# Phase and Polarity …in 60 seconds

Education — By on September 30, 2010 08:00

Phase and polarity are very common and different terms which are all too often used interchangeably. There are very important differences between the two. Here a common misuse of terminology is cleared up.

Phase
In practical terms, ‘phase’ describes the offset measured in degrees that a wave is delayed from its starting position. It is not noticeable when a single wave is played in isolation.

Figure 1 shows two sine waves, one of which (red) has been delayed by a varying number of degrees.

In the first example the red wave has been put 90 degrees out of phase with the blue wave. If the signals are summed together they produce a wave approximately 45 degrees out of phase from the original but with a slightly larger amplitude.

In the second example the waves are 180 degrees out of phase with each other. When the red wave is at maximum amplitude, the blue wave is at minimum amplitude. In theory summing these waves together would result in a wave with zero amplitude.

In the third example, the red wave has been delayed by 360 degrees, in other words it has been delayed by a whole cycle. The two waves are perfectly in phase, just as they would be had there been no delay applied at all. Summing these waves results in a perfectly phase coherent wave of double amplitude.

The fourth example shows the red wave with a delay of 540 degrees. As discussed in the previous post on sine waves, 540 degrees is equivalent to 180 degrees, so the same result occurs as in the second example.

Because the red wave is being delayed by an angular value, which relates directly to a position in the cycle, the frequency of the waves is irrelevant. As long as both waves are at the same frequency, these waves could be of any frequency and the results would remain the same.

Delaying by time
If there are two sine waves of the same frequency and one is delayed by a time value (for example 1ms) instead of by an angular value relative to a cycle, the frequency of the waves determines the amount that they will be in or out of phase.

Figure 2 shows some examples of this behavior. A 1kHz sine wave has a period of 1ms and so if it is delayed by 1ms it remains perfectly in phase with the original wave.

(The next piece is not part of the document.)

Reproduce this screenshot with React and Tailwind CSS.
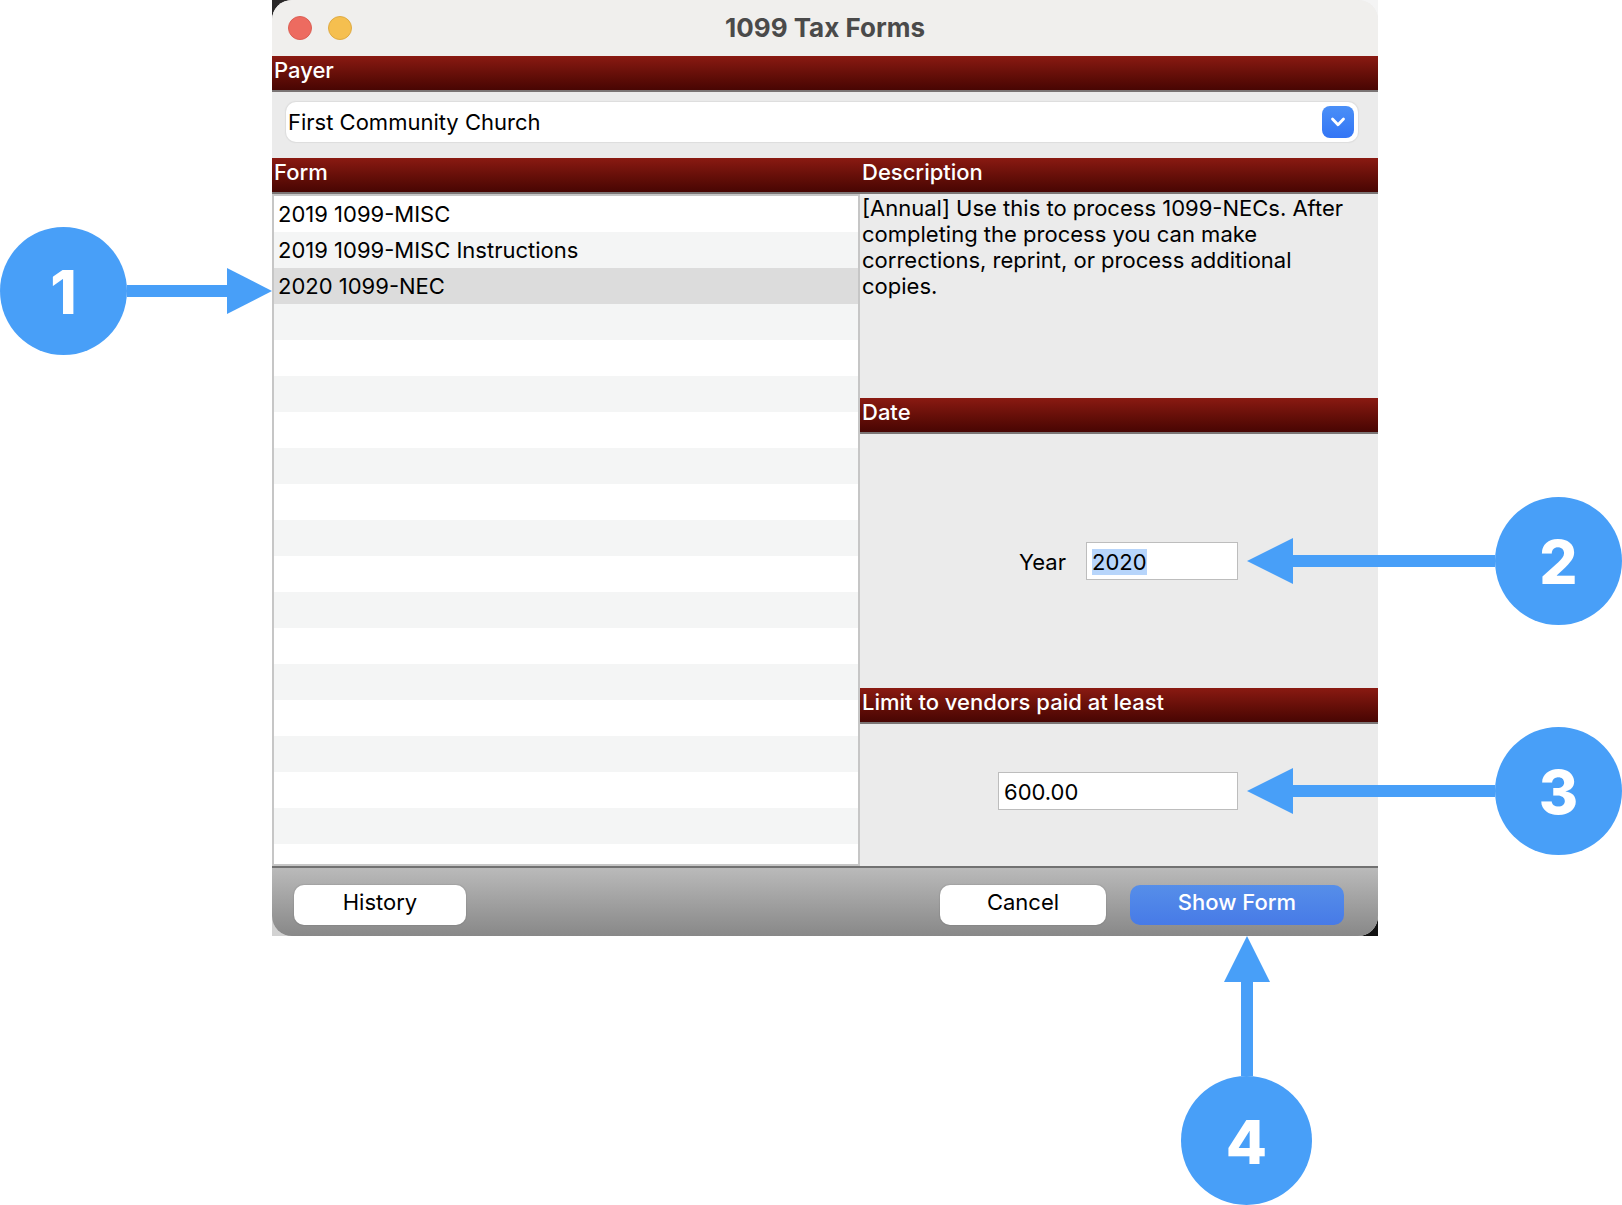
import { useState, useEffect, useRef } from 'react';

const forms = [
    {
        name: '2019 1099-MISC',
        description: '[Annual] Use this to process 1099-MISCs.',
    },
    {
        name: '2019 1099-MISC Instructions',
        description: '[Annual] Use this to print the 1099-MISC instructions.',
    },
    {
        name: '2020 1099-NEC',
        description: '[Annual] Use this to process 1099-NECs. After completing the process you can make corrections, reprint, or process additional copies.',
    },
];

const SectionBar = ({ children, htmlFor }) => {
    const className = 'block h-9 pl-0.5 leading-7 font-medium text-white border-b-2 border-[#7b7575] bg-linear-to-b from-[#8a1a12] to-[#480603]';
    if (htmlFor) return <label htmlFor={htmlFor} className={className}>{children}</label>;
    return <h2 className={className}>{children}</h2>;
};

const Badge = ({ number, className }) => (
    <span className={`flex shrink-0 items-center justify-center rounded-[50%] bg-[#489ff8] pt-0.5 text-[60px] font-extrabold text-white ${className}`}>
        {number}
    </span>
);

// Arrow drawn as a stretching shaft plus a fixed size head
const RightArrow = () => (
    <>
        <span className="h-3 flex-1 bg-[#489ff8]" />
        <svg width="45" height="46" viewBox="0 0 45 46" className="shrink-0" aria-hidden="true">
            <path d="M0 0L45 23L0 46Z" fill="#489ff8" />
        </svg>
    </>
);

const LeftArrow = () => (
    <>
        <svg width="46" height="46" viewBox="0 0 46 46" className="shrink-0" aria-hidden="true">
            <path d="M46 0L0 23L46 46Z" fill="#489ff8" />
        </svg>
        <span className="h-3 flex-1 bg-[#489ff8]" />
    </>
);

const App = () => {
    const [selected, setSelected] = useState(2);
    const [year, setYear] = useState('2020');
    const [limit, setLimit] = useState('600.00');
    const yearRef = useRef(null);

    useEffect(() => {
        yearRef.current.focus();
        yearRef.current.select();
    }, []);

    return (
        <main className="bg-white pl-[272px] pr-[244px] pb-[269px] font-['Inter',sans-serif] text-[22px] text-black">
            <div className="bg-[conic-gradient(#f4f4f4_25%,#111111_25%_50%,#d2d2d2_50%_75%,#2a2829_75%)]">
                <section className="rounded-[20px] bg-[#ebebeb]">
                    <header className="grid h-14 grid-cols-[1fr_auto_1fr] items-center rounded-t-[20px] bg-[#f0efed] px-4">
                        <div className="flex gap-4">
                            <button type="button" aria-label="Close" className="size-6 rounded-full border border-[#dc5f54] bg-[#ed6b60]" />
                            <button type="button" aria-label="Minimize" className="size-6 rounded-full border border-[#dfab43] bg-[#f5bf4f]" />
                        </div>
                        <h1 className="text-[26px] leading-8 font-bold text-[#4a4a4a]">1099 Tax Forms</h1>
                    </header>

                    <SectionBar htmlFor="payer">Payer</SectionBar>
                    <div className="pt-2.5 pr-5 pb-4 pl-3.5">
                        <div className="relative">
                            <select id="payer" className="block h-10 w-full appearance-none rounded-[10px] bg-white pr-10 pl-0.5 shadow-[0_0_1px_1px_#dddddd] outline-none">
                                <option>First Community Church</option>
                            </select>
                            <span className="pointer-events-none absolute top-1 right-1 flex size-8 items-center justify-center rounded-lg bg-linear-to-b from-[#4a8ff7] to-[#3375f5]">
                                <svg width="16" height="12" viewBox="0 0 16 12" fill="none" aria-hidden="true">
                                    <path d="M2.5 3L8 8.8L13.5 3" stroke="white" strokeWidth="2.8" strokeLinecap="round" strokeLinejoin="round" />
                                </svg>
                            </span>
                        </div>
                    </div>

                    <div className="grid grid-cols-[588fr_518fr]">
                        <div className="flex flex-col">
                            <SectionBar>Form</SectionBar>
                            <div className="relative flex-1 border-2 border-[#c6c6c6] bg-[repeating-linear-gradient(#ffffff_0_36px,#f4f5f5_36px_72px)]">
                                <ul>
                                    {forms.map((form, index) => (
                                        <li key={form.name}>
                                            <button
                                                type="button"
                                                onClick={() => setSelected(index)}
                                                className={`block h-9 w-full pl-1 text-left ${index === selected ? 'bg-[#dcdcdc]' : ''}`}
                                            >
                                                {form.name}
                                            </button>
                                        </li>
                                    ))}
                                </ul>
                                <div className="absolute top-[31px] right-full mr-0.5 flex w-[272px] items-center">
                                    <Badge number="1" className="h-32 w-[127px]" />
                                    <RightArrow />
                                </div>
                            </div>
                        </div>

                        <div>
                            <SectionBar>Description</SectionBar>
                            <p className="min-h-[204px] pt-px pr-5 pl-0.5 leading-[26px]">{forms[selected].description}</p>

                            <SectionBar>Date</SectionBar>
                            <div className="flex items-center justify-end gap-5 py-[108px] pr-[140px]">
                                <label htmlFor="year" className="pt-0.5">Year</label>
                                <div className="relative">
                                    <input
                                        id="year"
                                        ref={yearRef}
                                        value={year}
                                        onChange={(e) => setYear(e.target.value)}
                                        className="block h-[38px] w-[152px] border border-[#bdbdbd] bg-white px-[5px] pt-0.5 leading-[30px] outline-none selection:bg-[#b7d5fb] selection:text-black"
                                    />
                                    <div className="absolute top-1/2 left-full ml-[9px] flex w-[375px] -translate-y-1/2 items-center">
                                        <LeftArrow />
                                        <Badge number="2" className="h-32 w-[127px]" />
                                    </div>
                                </div>
                            </div>

                            <SectionBar htmlFor="limit">Limit to vendors paid at least</SectionBar>
                            <div className="flex justify-end pt-12 pr-[140px] pb-14">
                                <div className="relative">
                                    <input
                                        id="limit"
                                        value={limit}
                                        onChange={(e) => setLimit(e.target.value)}
                                        className="block h-[38px] w-[240px] border border-[#bdbdbd] bg-white px-[5px] pt-0.5 leading-[30px] outline-none"
                                    />
                                    <div className="absolute top-1/2 left-full ml-[9px] flex w-[375px] -translate-y-1/2 items-center">
                                        <LeftArrow />
                                        <Badge number="3" className="h-32 w-[127px]" />
                                    </div>
                                </div>
                            </div>
                        </div>
                    </div>

                    <footer className="flex rounded-b-[20px] border-t-2 border-[#717171] bg-linear-to-b from-[#bababa] to-[#888888] pt-[17px] pr-[34px] pb-[11px] pl-[22px]">
                        <button type="button" className="h-10 w-[172px] rounded-[10px] bg-white pb-1.5 shadow-[0_0_1px_1px_#00000010]">History</button>
                        <button type="button" className="ml-auto h-10 w-[166px] rounded-[10px] bg-white pb-1.5 shadow-[0_0_1px_1px_#00000010]">Cancel</button>
                        <div className="relative ml-6">
                            <button type="button" className="h-10 w-[214px] rounded-[10px] bg-linear-to-b from-[#568ee9] to-[#477ae7] pb-1.5 font-medium text-white">Show Form</button>
                            <div className="absolute top-full left-[51px] mt-[11px] flex h-[269px] flex-col items-center">
                                <svg width="46" height="46" viewBox="0 0 46 46" className="shrink-0" aria-hidden="true">
                                    <path d="M0 46L23 0L46 46Z" fill="#489ff8" />
                                </svg>
                                <span className="w-3 flex-1 bg-[#489ff8]" />
                                <Badge number="4" className="h-[129px] w-[131px]" />
                            </div>
                        </div>
                    </footer>
                </section>
            </div>
        </main>
    );
};

export default App;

If a 500Hz sine wave with a period of 2ms is delayed by 1ms it ends up 180 degrees out of phase with the original.

Multi-frequency and non periodic waveforms
The concept of phase does not transfer simply to a signal made up of more than one frequency. It is easy to see how two simple sinusoids can be out of phase but consider that there are two identical signals, each made up of a 1kHz sine wave and a 650Hz sine wave. As the overall signal is delayed by a certain time value, both frequencies that make up the signal will have different phase relationships to the frequencies in the original, non-delayed signal.

Non-periodic waveforms have more complex phase relationships. If the signal was broken down into its simple sine wave components then each of these could be examined for its periodicity, however this still does not determine the overall period of the signal.

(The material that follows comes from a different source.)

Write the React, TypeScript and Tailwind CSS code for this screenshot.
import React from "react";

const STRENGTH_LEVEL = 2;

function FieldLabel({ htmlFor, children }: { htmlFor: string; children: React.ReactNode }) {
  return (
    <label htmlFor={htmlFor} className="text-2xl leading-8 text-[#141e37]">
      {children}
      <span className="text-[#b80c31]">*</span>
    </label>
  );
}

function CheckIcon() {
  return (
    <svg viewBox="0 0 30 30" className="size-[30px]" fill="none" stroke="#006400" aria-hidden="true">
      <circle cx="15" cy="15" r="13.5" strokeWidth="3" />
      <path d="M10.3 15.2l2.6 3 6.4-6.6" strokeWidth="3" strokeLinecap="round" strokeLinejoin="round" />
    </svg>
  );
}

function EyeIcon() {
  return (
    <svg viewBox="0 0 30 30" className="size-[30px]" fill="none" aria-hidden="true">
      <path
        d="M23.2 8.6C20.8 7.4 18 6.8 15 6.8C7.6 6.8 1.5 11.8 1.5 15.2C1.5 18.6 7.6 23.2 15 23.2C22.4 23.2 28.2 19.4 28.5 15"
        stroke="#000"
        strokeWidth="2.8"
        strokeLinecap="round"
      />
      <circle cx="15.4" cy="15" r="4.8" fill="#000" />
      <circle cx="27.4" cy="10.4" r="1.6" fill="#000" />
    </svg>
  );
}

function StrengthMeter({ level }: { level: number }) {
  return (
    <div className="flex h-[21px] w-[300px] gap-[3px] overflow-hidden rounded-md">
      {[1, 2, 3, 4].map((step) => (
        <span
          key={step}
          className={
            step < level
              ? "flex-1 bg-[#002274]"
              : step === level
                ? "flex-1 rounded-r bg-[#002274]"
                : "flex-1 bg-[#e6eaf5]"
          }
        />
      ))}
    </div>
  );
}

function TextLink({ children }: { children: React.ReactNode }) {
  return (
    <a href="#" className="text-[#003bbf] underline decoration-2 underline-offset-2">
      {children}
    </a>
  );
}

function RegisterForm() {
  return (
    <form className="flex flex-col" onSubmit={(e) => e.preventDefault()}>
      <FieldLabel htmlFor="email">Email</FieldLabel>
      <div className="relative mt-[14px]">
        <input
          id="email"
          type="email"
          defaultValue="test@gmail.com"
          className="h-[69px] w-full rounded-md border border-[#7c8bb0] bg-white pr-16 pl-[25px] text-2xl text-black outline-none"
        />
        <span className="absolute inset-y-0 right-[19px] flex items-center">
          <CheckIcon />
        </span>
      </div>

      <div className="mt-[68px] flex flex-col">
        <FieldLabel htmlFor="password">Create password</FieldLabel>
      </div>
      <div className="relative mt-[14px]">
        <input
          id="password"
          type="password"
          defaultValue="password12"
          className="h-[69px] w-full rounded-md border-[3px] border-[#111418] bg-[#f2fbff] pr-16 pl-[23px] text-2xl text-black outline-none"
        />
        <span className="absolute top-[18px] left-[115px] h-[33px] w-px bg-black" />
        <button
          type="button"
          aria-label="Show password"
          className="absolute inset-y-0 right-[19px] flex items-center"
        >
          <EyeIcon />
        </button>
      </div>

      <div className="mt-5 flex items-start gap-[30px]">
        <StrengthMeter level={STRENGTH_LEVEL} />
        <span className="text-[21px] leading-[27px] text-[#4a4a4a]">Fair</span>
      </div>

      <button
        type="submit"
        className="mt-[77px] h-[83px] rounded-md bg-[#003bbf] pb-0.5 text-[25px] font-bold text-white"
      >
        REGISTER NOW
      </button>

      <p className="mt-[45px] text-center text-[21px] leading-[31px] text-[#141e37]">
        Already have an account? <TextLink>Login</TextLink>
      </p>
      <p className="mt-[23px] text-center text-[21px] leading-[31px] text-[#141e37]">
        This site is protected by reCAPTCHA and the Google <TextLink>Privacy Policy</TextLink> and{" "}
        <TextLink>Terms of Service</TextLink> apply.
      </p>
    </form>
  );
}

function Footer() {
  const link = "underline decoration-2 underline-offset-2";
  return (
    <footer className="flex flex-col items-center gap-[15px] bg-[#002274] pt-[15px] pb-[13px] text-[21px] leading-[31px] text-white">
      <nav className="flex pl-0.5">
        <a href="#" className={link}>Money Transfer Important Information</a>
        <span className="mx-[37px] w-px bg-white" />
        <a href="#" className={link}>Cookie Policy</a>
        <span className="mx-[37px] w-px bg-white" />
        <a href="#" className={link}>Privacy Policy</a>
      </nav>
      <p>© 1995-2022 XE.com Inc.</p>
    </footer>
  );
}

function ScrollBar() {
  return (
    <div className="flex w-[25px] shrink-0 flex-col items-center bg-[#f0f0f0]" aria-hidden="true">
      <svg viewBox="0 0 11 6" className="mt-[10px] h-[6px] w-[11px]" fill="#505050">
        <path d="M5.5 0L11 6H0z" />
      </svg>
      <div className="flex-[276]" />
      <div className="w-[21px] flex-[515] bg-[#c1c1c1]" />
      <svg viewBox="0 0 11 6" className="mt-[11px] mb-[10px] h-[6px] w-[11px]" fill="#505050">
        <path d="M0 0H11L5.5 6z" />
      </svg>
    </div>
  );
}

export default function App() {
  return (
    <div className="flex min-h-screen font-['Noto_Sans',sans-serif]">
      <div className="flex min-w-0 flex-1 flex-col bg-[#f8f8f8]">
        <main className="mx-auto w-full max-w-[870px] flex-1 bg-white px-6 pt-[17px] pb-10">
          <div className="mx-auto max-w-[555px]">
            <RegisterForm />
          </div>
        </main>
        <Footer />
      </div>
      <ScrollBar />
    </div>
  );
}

So how is it that a button on an audio console allows a signal of any number of frequencies or any non-periodic length to be put 180 degrees out of phase?

The answer is, it doesn’t. It inverts the polarity of a signal.

Polarity
Inverting the polarity of a signal means to flip its amplitude so that the positive components become negative and the negative components become positive.

If a sine wave has its polarity inverted its plot can look as if it has been put 180 degrees out of phase which is possibly where confusion can occur, however a plot of a non-periodic waveform will clearly reveal this inversion. this can be seen in Figure 3.

Technically the phase reverse, or 180 degree phase button on a console should be labelled ‘polarity inversion’ but convention over time has led some to use this ambiguous term ‘phase’.

Tags:

### 1 Comment

1. Chris Nixon says:

“Here a common misuse of terminology is cleared up.”

Not quite…

The third and fourth examples and diagrams aren’t correct.

Example three says:

“In the third example, the red wave has been delayed by 360 degrees, in other words it has been delayed by a whole cycle. The two waves are perfectly in phase, just as they would be had there been no delay applied at all. Summing these waves results in a perfectly phase coherent wave of double amplitude.”

The two waves are only perfectly in phase during cycles 2 and 3. The waveforms on the left show 3 blue cycles and 2 red cycles. Why is the 3rd red cycle not shown? The first cycle in the resulting signal would be made up of only the first blue cycle. The second cycle in the resulting signal would be made up of the second blue cycle and the first red cycle, this cycle would be of double the amplitude of the first cycle. Cycle 3 would be made up of the third blue cycle and the second red cycle, again, double amplitude. Cycle 4 which for some reason isn’t shown would be made up of only the third red cycle, this wave would be of “normal” amplitude. Why on earth does the resulting signal show 3 cycles of equal amplitude?

This is absolutely NOT the same as if there had been no delay applied. The resulting signal is now one cycle longer and has amplitude variation.

There’s also a rise above the centre line at the end of the red and blue waves which hasn’t managed to appear in the resulting signal.

Example four says:

“The fourth example shows the red wave with a delay of 540 degrees. As discussed in the previous post on sine waves, 540 degrees is equivalent to 180 degrees, so the same result occurs as in the second example.”

540 degrees is NOT equivalent to 180 degrees. You could call it “one complete cycle plus 180 degrees” if you wanted. As explained above, this matters at the beginning and end of the resulting signal.

Just look at the fourth diagram! Why are those first two blue cycles not present in the resulting signal? There isn’t anything there to null them! Where is the last red cycle?

It wouldn’t matter so much, but the intention of the article is apparently to clear up confusion, so it needs to be spot on.

Chris